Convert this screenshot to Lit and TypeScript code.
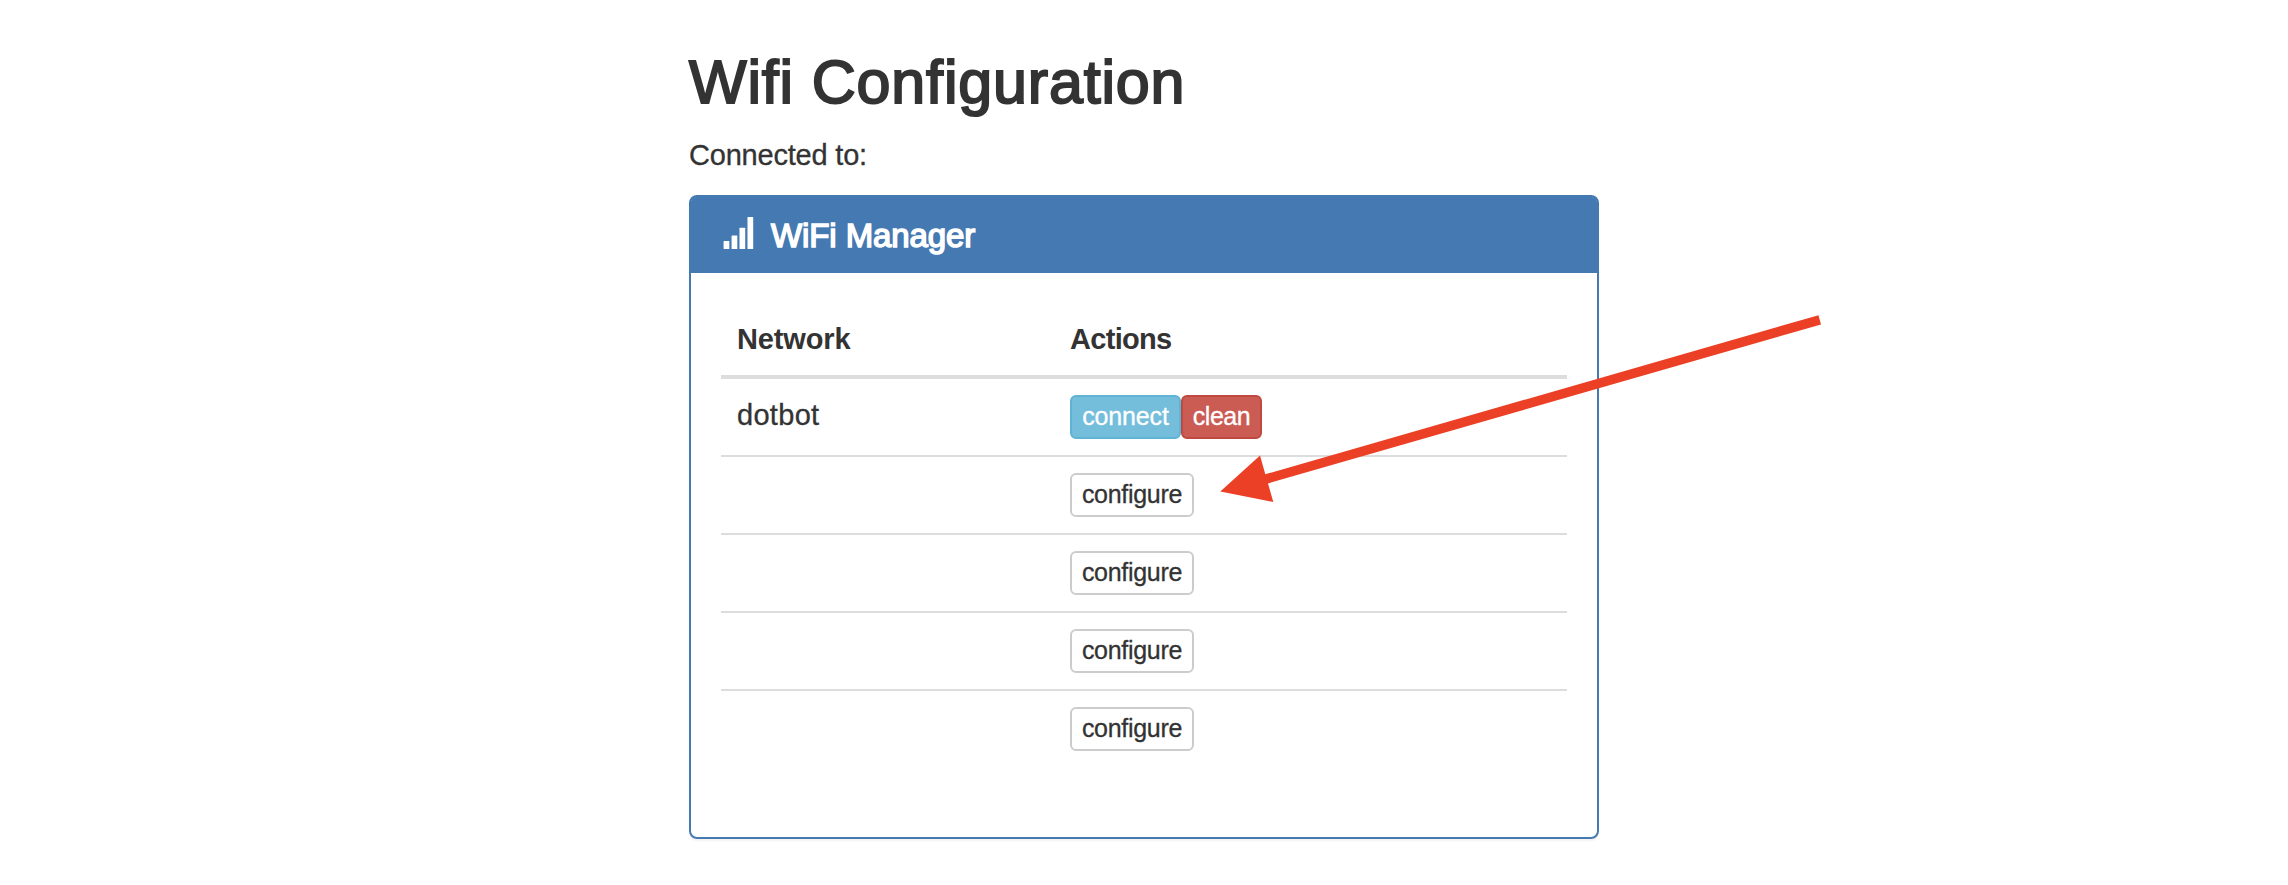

...

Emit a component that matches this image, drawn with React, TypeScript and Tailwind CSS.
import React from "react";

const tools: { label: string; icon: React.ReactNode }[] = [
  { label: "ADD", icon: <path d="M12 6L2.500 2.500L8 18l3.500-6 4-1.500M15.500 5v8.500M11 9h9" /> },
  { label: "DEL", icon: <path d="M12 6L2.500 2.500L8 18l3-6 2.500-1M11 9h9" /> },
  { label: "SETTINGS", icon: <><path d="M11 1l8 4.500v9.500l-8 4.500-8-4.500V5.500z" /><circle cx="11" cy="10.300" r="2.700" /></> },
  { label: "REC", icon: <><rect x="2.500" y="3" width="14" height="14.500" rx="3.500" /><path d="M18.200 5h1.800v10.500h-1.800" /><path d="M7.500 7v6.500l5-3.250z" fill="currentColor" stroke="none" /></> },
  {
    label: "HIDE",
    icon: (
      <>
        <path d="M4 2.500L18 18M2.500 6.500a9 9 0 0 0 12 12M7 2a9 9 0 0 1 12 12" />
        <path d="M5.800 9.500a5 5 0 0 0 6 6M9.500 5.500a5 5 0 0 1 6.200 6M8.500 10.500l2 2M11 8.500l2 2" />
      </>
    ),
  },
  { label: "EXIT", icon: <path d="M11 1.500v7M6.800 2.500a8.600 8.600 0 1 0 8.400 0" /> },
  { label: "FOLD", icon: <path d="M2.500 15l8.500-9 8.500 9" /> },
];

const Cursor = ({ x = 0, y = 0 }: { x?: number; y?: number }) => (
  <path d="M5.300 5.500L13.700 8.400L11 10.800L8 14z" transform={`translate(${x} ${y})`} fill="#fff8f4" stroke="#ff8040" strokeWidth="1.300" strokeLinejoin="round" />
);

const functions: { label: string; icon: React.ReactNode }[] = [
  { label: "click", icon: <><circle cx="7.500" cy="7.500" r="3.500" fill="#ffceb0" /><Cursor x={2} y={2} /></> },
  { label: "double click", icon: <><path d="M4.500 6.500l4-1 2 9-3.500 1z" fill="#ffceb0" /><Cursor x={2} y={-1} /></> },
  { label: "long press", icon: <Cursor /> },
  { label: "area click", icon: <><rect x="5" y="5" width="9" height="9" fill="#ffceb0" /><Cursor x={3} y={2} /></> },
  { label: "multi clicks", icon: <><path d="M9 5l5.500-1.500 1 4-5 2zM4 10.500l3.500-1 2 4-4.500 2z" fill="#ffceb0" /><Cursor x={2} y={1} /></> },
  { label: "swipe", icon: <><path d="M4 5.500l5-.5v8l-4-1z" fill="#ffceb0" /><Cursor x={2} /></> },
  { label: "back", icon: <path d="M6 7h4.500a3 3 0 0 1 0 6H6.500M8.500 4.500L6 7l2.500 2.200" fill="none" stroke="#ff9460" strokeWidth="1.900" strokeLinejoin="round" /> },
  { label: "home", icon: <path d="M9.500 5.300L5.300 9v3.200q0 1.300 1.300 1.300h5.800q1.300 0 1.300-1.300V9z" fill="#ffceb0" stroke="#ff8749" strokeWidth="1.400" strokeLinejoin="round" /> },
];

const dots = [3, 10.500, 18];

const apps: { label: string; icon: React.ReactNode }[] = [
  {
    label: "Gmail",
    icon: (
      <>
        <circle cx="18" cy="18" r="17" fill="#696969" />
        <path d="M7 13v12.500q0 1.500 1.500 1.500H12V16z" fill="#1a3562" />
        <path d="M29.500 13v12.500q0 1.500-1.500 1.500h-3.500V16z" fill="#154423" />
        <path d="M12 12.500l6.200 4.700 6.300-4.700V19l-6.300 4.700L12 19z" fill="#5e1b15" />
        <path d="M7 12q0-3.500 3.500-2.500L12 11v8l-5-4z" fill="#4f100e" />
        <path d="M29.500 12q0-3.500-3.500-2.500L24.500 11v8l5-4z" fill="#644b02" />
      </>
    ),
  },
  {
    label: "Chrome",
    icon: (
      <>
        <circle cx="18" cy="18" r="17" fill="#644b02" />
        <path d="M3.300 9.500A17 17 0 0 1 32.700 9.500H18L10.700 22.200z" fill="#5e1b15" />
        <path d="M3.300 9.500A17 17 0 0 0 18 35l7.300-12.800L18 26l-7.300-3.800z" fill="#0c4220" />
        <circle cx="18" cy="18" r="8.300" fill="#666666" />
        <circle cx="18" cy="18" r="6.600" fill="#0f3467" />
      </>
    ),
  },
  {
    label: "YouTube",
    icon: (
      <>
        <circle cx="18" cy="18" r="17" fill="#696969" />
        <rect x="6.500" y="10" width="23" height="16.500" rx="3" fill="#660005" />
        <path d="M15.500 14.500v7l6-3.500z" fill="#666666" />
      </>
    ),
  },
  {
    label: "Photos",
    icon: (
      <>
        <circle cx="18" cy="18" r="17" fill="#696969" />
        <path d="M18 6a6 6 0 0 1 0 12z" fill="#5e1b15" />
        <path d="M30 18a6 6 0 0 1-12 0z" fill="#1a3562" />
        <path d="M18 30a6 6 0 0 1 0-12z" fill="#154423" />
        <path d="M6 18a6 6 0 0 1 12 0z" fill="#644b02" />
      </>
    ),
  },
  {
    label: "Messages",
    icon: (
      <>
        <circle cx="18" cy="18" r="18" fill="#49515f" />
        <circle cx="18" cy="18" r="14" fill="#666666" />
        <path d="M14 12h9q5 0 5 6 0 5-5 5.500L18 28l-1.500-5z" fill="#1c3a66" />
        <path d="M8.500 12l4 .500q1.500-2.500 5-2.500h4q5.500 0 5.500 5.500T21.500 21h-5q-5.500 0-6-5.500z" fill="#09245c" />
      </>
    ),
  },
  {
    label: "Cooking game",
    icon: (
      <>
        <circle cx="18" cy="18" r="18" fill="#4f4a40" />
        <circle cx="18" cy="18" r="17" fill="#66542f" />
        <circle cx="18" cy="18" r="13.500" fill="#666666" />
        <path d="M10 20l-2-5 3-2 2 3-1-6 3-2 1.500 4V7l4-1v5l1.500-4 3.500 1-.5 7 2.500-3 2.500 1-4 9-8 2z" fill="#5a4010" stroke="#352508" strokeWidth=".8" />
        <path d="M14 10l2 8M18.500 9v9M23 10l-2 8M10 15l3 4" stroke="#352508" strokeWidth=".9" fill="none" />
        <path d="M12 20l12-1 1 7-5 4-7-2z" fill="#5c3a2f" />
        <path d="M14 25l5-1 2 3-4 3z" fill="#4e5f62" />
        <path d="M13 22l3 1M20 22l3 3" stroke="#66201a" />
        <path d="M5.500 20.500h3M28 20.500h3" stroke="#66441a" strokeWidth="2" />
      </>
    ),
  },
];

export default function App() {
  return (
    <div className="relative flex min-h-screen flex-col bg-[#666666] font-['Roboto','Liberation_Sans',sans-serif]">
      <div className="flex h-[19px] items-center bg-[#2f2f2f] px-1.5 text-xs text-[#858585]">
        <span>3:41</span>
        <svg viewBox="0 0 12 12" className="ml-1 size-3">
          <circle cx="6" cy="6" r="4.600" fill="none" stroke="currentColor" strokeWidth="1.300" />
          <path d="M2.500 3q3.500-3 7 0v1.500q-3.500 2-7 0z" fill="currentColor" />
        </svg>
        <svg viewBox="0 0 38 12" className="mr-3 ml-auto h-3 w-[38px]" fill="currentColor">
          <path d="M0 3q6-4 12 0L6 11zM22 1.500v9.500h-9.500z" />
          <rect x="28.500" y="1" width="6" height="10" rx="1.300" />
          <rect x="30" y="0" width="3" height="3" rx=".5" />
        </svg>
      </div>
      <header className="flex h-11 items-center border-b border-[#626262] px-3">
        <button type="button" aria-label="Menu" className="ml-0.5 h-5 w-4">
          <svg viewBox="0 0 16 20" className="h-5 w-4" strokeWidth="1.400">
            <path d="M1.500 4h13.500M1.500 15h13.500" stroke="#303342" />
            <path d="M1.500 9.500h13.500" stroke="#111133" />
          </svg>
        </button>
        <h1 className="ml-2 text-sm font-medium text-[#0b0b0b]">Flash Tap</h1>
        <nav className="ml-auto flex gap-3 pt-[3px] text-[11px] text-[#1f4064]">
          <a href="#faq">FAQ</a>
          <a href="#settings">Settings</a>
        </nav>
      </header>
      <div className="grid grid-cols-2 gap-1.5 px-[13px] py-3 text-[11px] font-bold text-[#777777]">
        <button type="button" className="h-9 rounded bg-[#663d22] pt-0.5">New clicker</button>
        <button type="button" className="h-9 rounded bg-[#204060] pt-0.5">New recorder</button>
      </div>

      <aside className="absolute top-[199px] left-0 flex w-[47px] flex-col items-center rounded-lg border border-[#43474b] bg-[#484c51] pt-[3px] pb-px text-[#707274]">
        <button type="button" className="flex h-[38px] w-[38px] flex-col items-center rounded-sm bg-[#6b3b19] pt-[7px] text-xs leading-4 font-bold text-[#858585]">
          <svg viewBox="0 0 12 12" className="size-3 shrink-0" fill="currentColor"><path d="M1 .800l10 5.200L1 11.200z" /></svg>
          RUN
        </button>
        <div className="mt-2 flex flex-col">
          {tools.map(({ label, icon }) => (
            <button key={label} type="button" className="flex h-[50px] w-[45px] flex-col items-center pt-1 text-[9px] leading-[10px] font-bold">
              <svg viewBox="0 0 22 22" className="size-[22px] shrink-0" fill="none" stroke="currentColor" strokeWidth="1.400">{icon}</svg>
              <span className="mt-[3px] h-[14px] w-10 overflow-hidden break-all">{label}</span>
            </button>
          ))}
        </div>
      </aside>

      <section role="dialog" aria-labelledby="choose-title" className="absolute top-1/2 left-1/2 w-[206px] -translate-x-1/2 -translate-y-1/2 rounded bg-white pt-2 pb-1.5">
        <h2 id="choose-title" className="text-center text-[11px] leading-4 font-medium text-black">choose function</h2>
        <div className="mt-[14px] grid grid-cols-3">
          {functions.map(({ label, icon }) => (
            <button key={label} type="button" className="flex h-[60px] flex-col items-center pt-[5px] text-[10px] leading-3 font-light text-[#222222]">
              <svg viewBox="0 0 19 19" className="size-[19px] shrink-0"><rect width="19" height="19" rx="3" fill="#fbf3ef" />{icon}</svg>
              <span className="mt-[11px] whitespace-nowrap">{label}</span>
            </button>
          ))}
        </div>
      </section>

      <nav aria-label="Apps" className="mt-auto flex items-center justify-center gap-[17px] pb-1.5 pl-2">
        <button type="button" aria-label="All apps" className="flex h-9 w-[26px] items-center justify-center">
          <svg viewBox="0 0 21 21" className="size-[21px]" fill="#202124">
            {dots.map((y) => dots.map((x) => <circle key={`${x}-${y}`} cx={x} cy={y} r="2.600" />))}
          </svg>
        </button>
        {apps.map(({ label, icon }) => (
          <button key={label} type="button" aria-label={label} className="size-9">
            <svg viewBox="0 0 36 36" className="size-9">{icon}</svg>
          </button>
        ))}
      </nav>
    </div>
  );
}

* * *

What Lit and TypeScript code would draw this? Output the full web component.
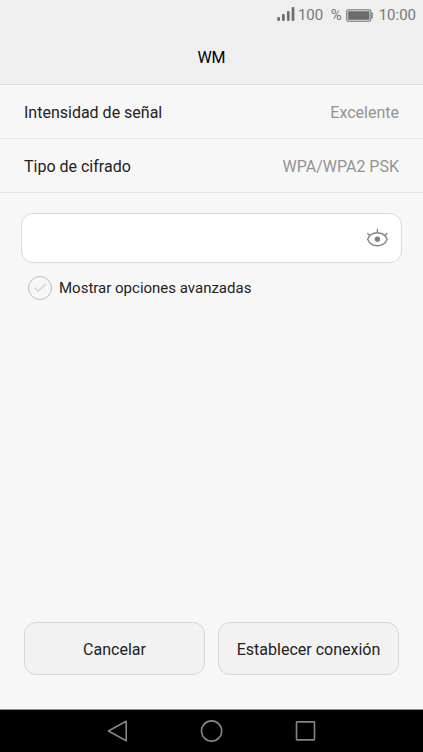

The request: Exactly reproduce the stretch from the line with "Emit a component" through the line with "import React from", including both ends and nothing else.

Worked answer:
Emit a component that matches this image, drawn with React, TypeScript and Tailwind CSS.
import React from "react";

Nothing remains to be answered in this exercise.